If you work in climate or transportation policy, the gap is launch licensing: the FAA's Office of Commercial Space Transportation evaluates safety, debris, and orbital congestion but performs no assessment of stratospheric emissions, and adding a BC impact review falls within current statutory authority under 51 U.S.C. § 50901 with no new legislation required.
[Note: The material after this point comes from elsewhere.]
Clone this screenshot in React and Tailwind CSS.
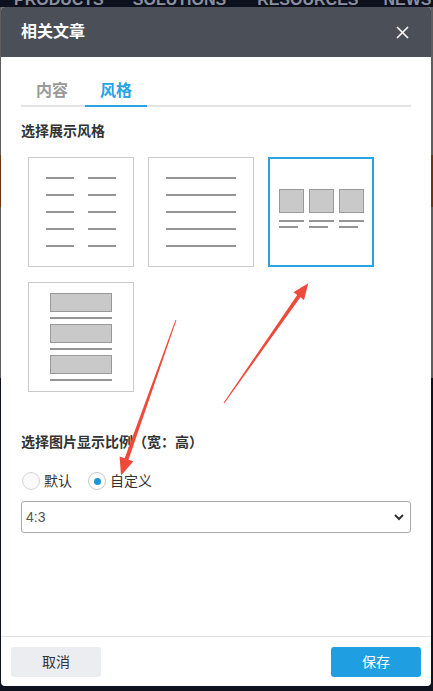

If you follow the geoengineering governance debate, notice the asymmetry: deliberate solar radiation management proposals face intense scrutiny and were effectively blocked by the UN Environment Assembly in 2024, while accidental geoengineering from rocket launches operates through the identical physical mechanism at a scale that doubles roughly every three years with zero oversight.
The Bottom Line
A $429 billion industry is depositing stratospheric soot at an unregulated, exponentially growing rate using rockets that burn the same kerosene they burned in the 1960s. Per gram, that soot is 540 times more potent than what comes out of a car's tailpipe. The total quantity is small today, but "small today, growing at 28% per year, with a filed application to scale 100-fold" is not a negligible problem. It is every atmospheric crisis before the crisis became undeniable.